Indeed, the defence was solid, as was the lineout, restarts have improved by a distance since November and try-scoring opportunities, if not properly executed, were certainly well-crafted.

The breakdown was problematic with referee Romain Poite consistently on Ireland’s case about handling in the ruck, the French official finally losing his patience and sin-binning Denis Leamy — the first to sin following a final team warning.

And the scrum will still concern the Irish coaches as referee Poite penalised the front row five times to Italy’s once, contributing to an overall penalty count of 13-5 against the visitors with three free-kicks also conceded.

Yet the man with the whistle may have something to do with that, certainly as far as Declan Kidney was concerned after the match.

As for the unforced errors — among which saw captain Brian O’Driscoll pass into touch when an unmarked Fergus McFadden, five metres out, would have been the better option, and Gordon D’Arcy knock on two metres from the try line – the coach was understanding, although acutely aware that a repeat of those mistakes next week could prove fatal to his sides Six Nations title ambitions.

“Knowing the players, I know how hard they try,” Kidney said. “We had a few wild passes and then once we did that, we just tried harder and harder again and that’s a frustration, but it’s a positive frustration. We just have to calm down and hang onto the ball and not force things as much as we were doing.

“If we turn over the ball as often as we did today, France will be delighted with us. We just have to make sure that we don’t do that.”

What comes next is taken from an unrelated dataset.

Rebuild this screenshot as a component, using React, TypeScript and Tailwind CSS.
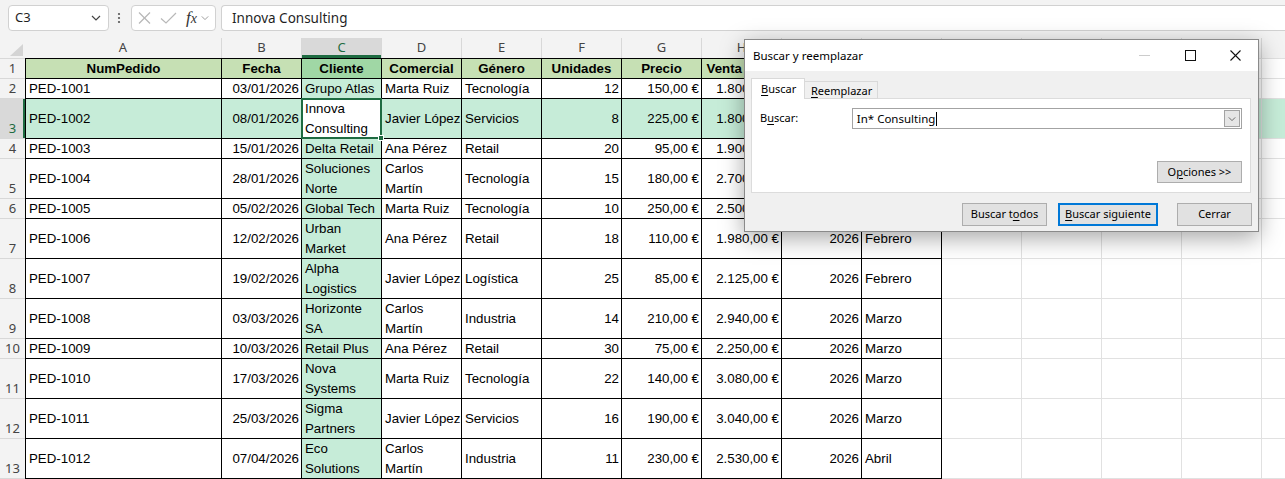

Overall, Kidney might be permitted some satisfaction that his injury-hit squad, missing 10 players across three key areas, the front and back rows of the pack and the back three, survived this almighty challenge from a fitter, more durable Italian side. And the new combinations on display will benefit from their matchtime and an extra week together on the training pitch.

Kidney will consider changes as well. There were games to forget from the experienced backs Tomas O’Leary and D’Arcy at scrum-half and inside centre respectively.

“We didn’t excel at anything really,” Kidney reflected afterwards. “I’m not going to try and bask in the elation of having gotten away with it.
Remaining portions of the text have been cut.